To misquote Nine Inch Nails' Happiness In Slavery (Broken, 1992):

"I have found you can find happiness in assembly"

(sidenote: I bought Broken thinking that track 4, "Help Me I Am In Hell" was "Closer"... not even close)

(once I overcame my disappointment at my musical ignorance, I greatly enjoyed the album, especially track 99 Suck)

I've also found that you can find happiness with something copyrighted by Microsoft!

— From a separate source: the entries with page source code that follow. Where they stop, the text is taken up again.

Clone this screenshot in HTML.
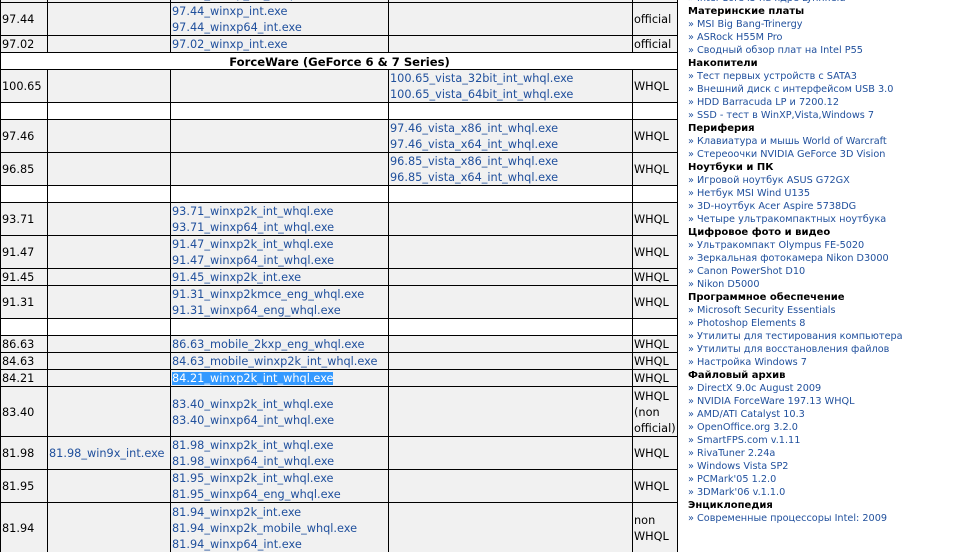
<!DOCTYPE html>
<html><head><meta charset="utf-8"><style>
*{margin:0;padding:0;box-sizing:border-box}
body{width:964px;height:550px;overflow:hidden;background:#fff;position:relative;font-family:"DejaVu Sans","Liberation Sans",sans-serif}
.r{position:absolute;left:0;width:678px;border-top:1px solid #000;border-left:1px solid #000;border-right:1px solid #000;display:flex;background:#f1f1f1}
.r.w{background:#fff}
.c{height:100%;border-right:1px solid #000;display:flex;flex-direction:column;justify-content:center;font-size:11.3px;line-height:16px;color:#000;padding-left:1px;padding-top:2px;white-space:nowrap;overflow:hidden}
.c:last-child{border-right:none}
.c1{width:47px}.c2{width:123px}.c3{width:218px}.c4{width:244px}.c5{width:43px;line-height:16px}
a{color:#1f4f9c;text-decoration:none}
.hl{background:#3399ff;color:#fff}
.h{justify-content:center;align-items:center;font-weight:bold;width:676px;font-size:11.6px}
#side{position:absolute;left:688px;top:-8px;font-size:9.7px;line-height:13px;color:#1f4f9c;white-space:nowrap}
#side b{color:#000;display:block;font-size:10px}
#side div:before{content:"» ";color:#1f4f9c}
</style></head><body>
<div class="r" style="top:-15px;height:17px"><div class="c c1"></div><div class="c c2"></div><div class="c c3"><a>97.50_winxp_int_whql.exe</a></div><div class="c c4"></div><div class="c c5"></div></div>
<div class="r" style="top:2px;height:33px"><div class="c c1">97.44</div><div class="c c2"></div><div class="c c3"><a>97.44_winxp_int.exe</a><a>97.44_winxp64_int.exe</a></div><div class="c c4"></div><div class="c c5">official</div></div>
<div class="r" style="top:35px;height:17px"><div class="c c1">97.02</div><div class="c c2"></div><div class="c c3"><a>97.02_winxp_int.exe</a></div><div class="c c4"></div><div class="c c5">official</div></div>
<div class="r w" style="top:52px;height:17px"><div class="c h">ForceWare (GeForce 6 &amp; 7 Series)</div></div>
<div class="r" style="top:69px;height:33px"><div class="c c1">100.65</div><div class="c c2"></div><div class="c c3"></div><div class="c c4"><a>100.65_vista_32bit_int_whql.exe</a><a>100.65_vista_64bit_int_whql.exe</a></div><div class="c c5">WHQL</div></div>
<div class="r w" style="top:102px;height:17px"><div class="c c1"></div><div class="c c2"></div><div class="c c3"></div><div class="c c4"></div><div class="c c5"></div></div>
<div class="r" style="top:119px;height:33px"><div class="c c1">97.46</div><div class="c c2"></div><div class="c c3"></div><div class="c c4"><a>97.46_vista_x86_int_whql.exe</a><a>97.46_vista_x64_int_whql.exe</a></div><div class="c c5">WHQL</div></div>
<div class="r" style="top:152px;height:33px"><div class="c c1">96.85</div><div class="c c2"></div><div class="c c3"></div><div class="c c4"><a>96.85_vista_x86_int_whql.exe</a><a>96.85_vista_x64_int_whql.exe</a></div><div class="c c5">WHQL</div></div>
<div class="r w" style="top:185px;height:17px"><div class="c c1"></div><div class="c c2"></div><div class="c c3"></div><div class="c c4"></div><div class="c c5"></div></div>
<div class="r" style="top:202px;height:33px"><div class="c c1">93.71</div><div class="c c2"></div><div class="c c3"><a>93.71_winxp2k_int_whql.exe</a><a>93.71_winxp64_int_whql.exe</a></div><div class="c c4"></div><div class="c c5">WHQL</div></div>
<div class="r" style="top:235px;height:33px"><div class="c c1">91.47</div><div class="c c2"></div><div class="c c3"><a>91.47_winxp2k_int_whql.exe</a><a>91.47_winxp64_int_whql.exe</a></div><div class="c c4"></div><div class="c c5">WHQL</div></div>
<div class="r" style="top:268px;height:17px"><div class="c c1">91.45</div><div class="c c2"></div><div class="c c3"><a>91.45_winxp2k_int.exe</a></div><div class="c c4"></div><div class="c c5">WHQL</div></div>
<div class="r" style="top:285px;height:33px"><div class="c c1">91.31</div><div class="c c2"></div><div class="c c3"><a>91.31_winxp2kmce_eng_whql.exe</a><a>91.31_winxp64_eng_whql.exe</a></div><div class="c c4"></div><div class="c c5">WHQL</div></div>
<div class="r w" style="top:318px;height:17px"><div class="c c1"></div><div class="c c2"></div><div class="c c3"></div><div class="c c4"></div><div class="c c5"></div></div>
<div class="r" style="top:335px;height:17px"><div class="c c1">86.63</div><div class="c c2"></div><div class="c c3"><a>86.63_mobile_2kxp_eng_whql.exe</a></div><div class="c c4"></div><div class="c c5">WHQL</div></div>
<div class="r" style="top:352px;height:17px"><div class="c c1">84.63</div><div class="c c2"></div><div class="c c3"><a>84.63_mobile_winxp2k_int_whql.exe</a></div><div class="c c4"></div><div class="c c5">WHQL</div></div>
<div class="r" style="top:369px;height:17px"><div class="c c1">84.21</div><div class="c c2"></div><div class="c c3"><span><a class="hl">84.21_winxp2k_int_whql.exe</a></span></div><div class="c c4"></div><div class="c c5">WHQL</div></div>
<div class="r" style="top:386px;height:50px"><div class="c c1">83.40</div><div class="c c2"></div><div class="c c3"><a>83.40_winxp2k_int_whql.exe</a><a>83.40_winxp64_int_whql.exe</a></div><div class="c c4"></div><div class="c c5">WHQL<br>(non<br>official)</div></div>
<div class="r" style="top:436px;height:33px"><div class="c c1">81.98</div><div class="c c2"><a>81.98_win9x_int.exe</a></div><div class="c c3"><a>81.98_winxp2k_int_whql.exe</a><a>81.98_winxp64_int_whql.exe</a></div><div class="c c4"></div><div class="c c5">WHQL</div></div>
<div class="r" style="top:469px;height:33px"><div class="c c1">81.95</div><div class="c c2"></div><div class="c c3"><a>81.95_winxp2k_int_whql.exe</a><a>81.95_winxp64_eng_whql.exe</a></div><div class="c c4"></div><div class="c c5">WHQL</div></div>
<div class="r" style="top:502px;height:50px"><div class="c c1">81.94</div><div class="c c2"></div><div class="c c3"><a>81.94_winxp2k_int.exe</a><a>81.94_winxp2k_mobile_whql.exe</a><a>81.94_winxp64_int.exe</a></div><div class="c c4"></div><div class="c c5">non<br>WHQL</div></div>

<div id="side">
<div>Intel Core i5 на ядре Lynnfield</div>
<b>Материнские платы</b>
<div>MSI Big Bang-Trinergy</div>
<div>ASRock H55M Pro</div>
<div>Сводный обзор плат на Intel P55</div>
<b>Накопители</b>
<div>Тест первых устройств с SATA3</div>
<div>Внешний диск с интерфейсом USB 3.0</div>
<div>HDD Barracuda LP и 7200.12</div>
<div>SSD - тест в WinXP,Vista,Windows 7</div>
<b>Периферия</b>
<div>Клавиатура и мышь World of Warcraft</div>
<div>Стереоочки NVIDIA GeForce 3D Vision</div>
<b>Ноутбуки и ПК</b>
<div>Игровой ноутбук ASUS G72GX</div>
<div>Нетбук MSI Wind U135</div>
<div>3D-ноутбук Acer Aspire 5738DG</div>
<div>Четыре ультракомпактных ноутбука</div>
<b>Цифровое фото и видео</b>
<div>Ультракомпакт Olympus FE-5020</div>
<div>Зеркальная фотокамера Nikon D3000</div>
<div>Canon PowerShot D10</div>
<div>Nikon D5000</div>
<b>Программное обеспечение</b>
<div>Microsoft Security Essentials</div>
<div>Photoshop Elements 8</div>
<div>Утилиты для тестирования компьютера</div>
<div>Утилиты для восстановления файлов</div>
<div>Настройка Windows 7</div>
<b>Файловый архив</b>
<div>DirectX 9.0c August 2009</div>
<div>NVIDIA ForceWare 197.13 WHQL</div>
<div>AMD/ATI Catalyst 10.3</div>
<div>OpenOffice.org 3.2.0</div>
<div>SmartFPS.com v.1.11</div>
<div>RivaTuner 2.24a</div>
<div>Windows Vista SP2</div>
<div>PCMark'05 1.2.0</div>
<div>3DMark'06 v.1.1.0</div>
<b>Энциклопедия</b>
<div>Современные процессоры Intel: 2009</div>
</div>
</body></html>
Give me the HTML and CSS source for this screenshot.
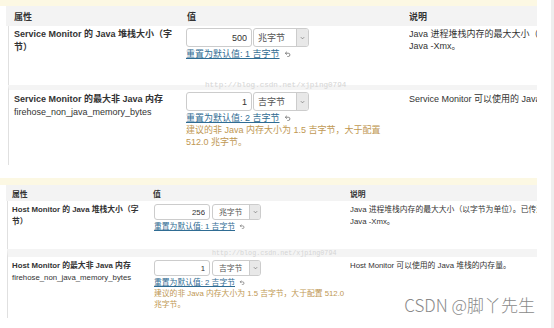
FILE: index.html
```html
<!DOCTYPE html>
<html lang="zh-CN">
<head>
    <meta charset="UTF-8">
    <meta name="viewport" content="width=device-width, initial-scale=1.0">
    <title>Service Monitor / Host Monitor 配置</title>
    <link rel="stylesheet" href="styles.css">
</head>
<body>

    <div class="page">
        <div class="shots">

            <!-- Service Monitor -->
            <section class="config large">
                <div class="notice"></div>
                <div class="head">
                    <div class="col-prop">属性</div>
                    <div class="col-val">值</div>
                    <div class="col-desc">说明</div>
                </div>

                <div class="row first">
                    <div class="col-prop">
                        <div class="name">Service Monitor 的 Java 堆栈大小（字节）</div>
                    </div>
                    <div class="col-val">
                        <div class="field">
                            <input class="num" type="text" value="500">
                            <div class="unit"><span>兆字节</span><i class="caret"><svg viewBox="0 0 6 4"><path d="M1 1l2 2 2-2"/></svg></i></div>
                        </div>
                        <div class="reset-line">
                            <a class="reset" href="#">重置为默认值: 1 吉字节</a>
                            <svg class="undo" viewBox="0 0 8 7"><path d="M1.5 2.6h3.4a1.9 1.9 0 0 1 0 3.8H3.8"/><path d="M3.2 0.9 1.5 2.6 3.2 4.3"/></svg>
                        </div>
                    </div>
                    <div class="col-desc">
                        <p>Java 进程堆栈内存的最大大小（以字节为单位）。已传递到 Java -Xmx。</p>
                    </div>
                </div>

                <div class="row second">
                    <div class="col-prop">
                        <div class="name">Service Monitor 的最大非 Java 内存</div>
                        <div class="key">firehose_non_java_memory_bytes</div>
                    </div>
                    <div class="col-val">
                        <div class="field">
                            <input class="num" type="text" value="1">
                            <div class="unit"><span>吉字节</span><i class="caret"><svg viewBox="0 0 6 4"><path d="M1 1l2 2 2-2"/></svg></i></div>
                        </div>
                        <div class="reset-line">
                            <a class="reset" href="#">重置为默认值: 2 吉字节</a>
                            <svg class="undo" viewBox="0 0 8 7"><path d="M1.5 2.6h3.4a1.9 1.9 0 0 1 0 3.8H3.8"/><path d="M3.2 0.9 1.5 2.6 3.2 4.3"/></svg>
                        </div>
                        <div class="warn">建议的非 Java 内存大小为 1.5 吉字节，大于配置 512.0 兆字节。</div>
                    </div>
                    <div class="col-desc">
                        <p>Service Monitor 可以使用的 Java 堆栈的内存量。</p>
                    </div>
                </div>

                <span class="mark">http://blog.csdn.net/xjping0794</span>
            </section>

            <!-- Host Monitor -->
            <section class="config small">
                <div class="notice"></div>
                <div class="head">
                    <div class="col-prop">属性</div>
                    <div class="col-val">值</div>
                    <div class="col-desc">说明</div>
                </div>

                <div class="row first">
                    <div class="col-prop">
                        <div class="name">Host Monitor 的 Java 堆栈大小（字节）</div>
                    </div>
                    <div class="col-val">
                        <div class="field">
                            <input class="num" type="text" value="256">
                            <div class="unit"><span>兆字节</span><i class="caret"><svg viewBox="0 0 6 4"><path d="M1 1l2 2 2-2"/></svg></i></div>
                        </div>
                        <div class="reset-line">
                            <a class="reset" href="#">重置为默认值: 1 吉字节</a>
                            <svg class="undo" viewBox="0 0 8 7"><path d="M1.5 2.6h3.4a1.9 1.9 0 0 1 0 3.8H3.8"/><path d="M3.2 0.9 1.5 2.6 3.2 4.3"/></svg>
                        </div>
                    </div>
                    <div class="col-desc">
                        <p>Java 进程堆栈内存的最大大小（以字节为单位）。已传递到 Java -Xmx。</p>
                    </div>
                </div>

                <div class="row second">
                    <div class="col-prop">
                        <div class="name">Host Monitor 的最大非 Java 内存</div>
                        <div class="key">firehose_non_java_memory_bytes</div>
                    </div>
                    <div class="col-val">
                        <div class="field">
                            <input class="num" type="text" value="1">
                            <div class="unit"><span>吉字节</span><i class="caret"><svg viewBox="0 0 6 4"><path d="M1 1l2 2 2-2"/></svg></i></div>
                        </div>
                        <div class="reset-line">
                            <a class="reset" href="#">重置为默认值: 2 吉字节</a>
                            <svg class="undo" viewBox="0 0 8 7"><path d="M1.5 2.6h3.4a1.9 1.9 0 0 1 0 3.8H3.8"/><path d="M3.2 0.9 1.5 2.6 3.2 4.3"/></svg>
                        </div>
                        <div class="warn">建议的非 Java 内存大小为 1.5 吉字节，大于配置 512.0 兆字节。</div>
                    </div>
                    <div class="col-desc">
                        <p>Host Monitor 可以使用的 Java 堆栈的内存量。</p>
                    </div>
                </div>

                <span class="mark">http://blog.csdn.net/xjping0794</span>
            </section>

        </div>
        <div class="scrollbar"></div>

        <div class="csdn">CSDN @脚丫先生</div>
    </div>

</body>
</html>
```

FILE: styles.css
```css
body {
    margin: 0;
    font-family: "Liberation Sans", "Noto Sans CJK SC", sans-serif;
    color: #333;
    background-color: #fff;
}

.page {
    position: relative;
    display: flex;
    height: 328px;
    overflow: hidden;
}

.shots {
    width: 537px;
}

.scrollbar {
    width: 3px;
    margin-left: 14px;
    background-color: #eeeeee;
}

/* one screenshot of the config table */
.config {
    position: relative;
    overflow: hidden;
}

.notice {
    background-color: #fcf8e3;
}

.head {
    display: grid;
    align-items: center;
    margin-left: 6px;
    background-color: #f3f3f3;
    font-weight: bold;
}

.row {
    display: grid;
    box-sizing: border-box;
    border-left: 1px solid #e0e0e0;
}

.row.second {
    border-top-style: solid;
    border-top-color: #f4f4f4;
}

.col-desc {
    overflow: hidden;
}

.col-desc p {
    margin: 0;
}

.name {
    font-weight: bold;
}

.field {
    display: flex;
    gap: 1px;
}

.num {
    box-sizing: border-box;
    margin: 0;
    padding: 0 4px;
    border: 1px solid #cccccc;
    border-radius: 3px;
    background-color: #fff;
    font-family: inherit;
    font-size: inherit;
    color: #333;
    text-align: right;
}

.unit {
    display: flex;
    box-sizing: border-box;
    border: 1px solid #cccccc;
    border-radius: 3px;
    background-color: #fff;
    color: #555;
    overflow: hidden;
}

.unit span {
    flex: 1;
    display: flex;
    align-items: center;
}

.caret {
    display: flex;
    align-items: center;
    justify-content: center;
    border-left: 1px solid #cccccc;
    background-color: #e8e8e8;
}

.caret svg {
    width: 5px;
    height: 4px;
    fill: none;
    stroke: #777;
    stroke-width: 0.9;
}

.reset-line {
    display: flex;
    align-items: center;
    gap: 4px;
}

.reset {
    color: #2f6c93;
    text-decoration: underline;
}

.undo {
    fill: none;
    stroke: #666;
    stroke-width: 0.9;
}

.warn {
    color: #c09853;
}

.mark {
    position: absolute;
    font-family: "Liberation Mono", monospace;
    line-height: 1;
    color: #d4d4d4;
    white-space: nowrap;
}

/* Service Monitor shot */
.large {
    font-size: 9px;
}

.large .notice {
    height: 6px;
}

.large .head {
    height: 20px;
    grid-template-columns: 180px 223px 1fr;
}

.large .head .col-prop {
    padding-left: 8px;
}

.large .head .col-val {
    padding-left: 1px;
}

.large .row {
    grid-template-columns: 177px 223px 1fr;
    margin-left: 8px;
    padding-top: 2px;
}

.large .row.first {
    height: 59px;
}

.large .row.second {
    height: 80px;
    border-top-width: 5px;
}

.large .row .col-prop {
    padding: 0 7px 0 5px;
    line-height: 12.5px;
}

.large .row.second .col-prop,
.large .row.second .col-desc {
    padding-top: 1px;
}

.large .row .col-val {
    padding-right: 10px;
    line-height: 12px;
}

.large .row .col-desc {
    line-height: 12px;
}

.large .col-desc p {
    width: 245px;
}

.large .num {
    width: 66px;
    height: 19px;
}

.large .unit {
    width: 56px;
    height: 19px;
}

.large .unit span {
    padding-left: 4px;
}

.large .caret {
    width: 11px;
}

.large .reset-line {
    margin-top: 1px;
}

.large .undo {
    width: 7px;
    height: 6px;
}

.large .mark {
    top: 82px;
    left: 205px;
    font-size: 7.6px;
}

/* Host Monitor shot */
.small {
    margin-top: 13px;
    font-size: 7.8px;
}

.small .notice {
    height: 7px;
}

.small .head {
    height: 16px;
    grid-template-columns: 147px 197px 1fr;
}

.small .head .col-prop {
    padding-left: 6px;
}

.small .row {
    grid-template-columns: 145px 197px 1fr;
    margin-left: 7px;
    padding-top: 3px;
}

.small .row.first {
    height: 48px;
}

.small .row.second {
    height: 69px;
    border-top-width: 8px;
}

.small .row .col-prop {
    padding: 0 13px 0 4px;
    line-height: 11.5px;
}

.small .row .col-val {
    padding-left: 1px;
    line-height: 11px;
}

.small .row .col-desc {
    line-height: 12px;
}

.small .col-desc p {
    width: 212px;
}

.small .num {
    width: 56px;
    height: 16px;
}

.small .unit {
    width: 49px;
    height: 16px;
    margin-left: 1px;
}

.small .unit span {
    padding-left: 6px;
}

.small .caret {
    width: 10px;
}

.small .reset-line {
    margin-top: 1px;
}

.small .undo {
    width: 6px;
    height: 5px;
}

.small .mark {
    top: 72px;
    left: 212px;
    font-size: 6.7px;
}

/* blog watermark in the corner */
.csdn {
    position: absolute;
    top: 296px;
    right: 19px;
    font-family: "Noto Sans CJK SC", sans-serif;
    font-weight: 300;
    font-size: 17px;
    line-height: 1;
    color: #8a8a8a;
}
```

I'm currently reading Jeff Duntemann's "Assembly Language Step-by-Step: Programming with DOS and Linux, Second Edition" and LOVING IT!  In keeping with more code than babble, here's some juicy tidbits either from the book or from my experiments:

Go to a DOS prompt and type debug then hit enter.

I'M SO SORRY THE VIDEO QUALITY IS $╠╬¡T  it looks fine in the .avi on my comp. Here's a link to the command-prompt session...


I used the d command (dump) to show a certain 128 byte range of memory.  Values are shown in hex.  The memory dump starts at XXXX:0100, which is the default for the instruction pointer as well. (Segment address will vary for your computer, which is the XXXX)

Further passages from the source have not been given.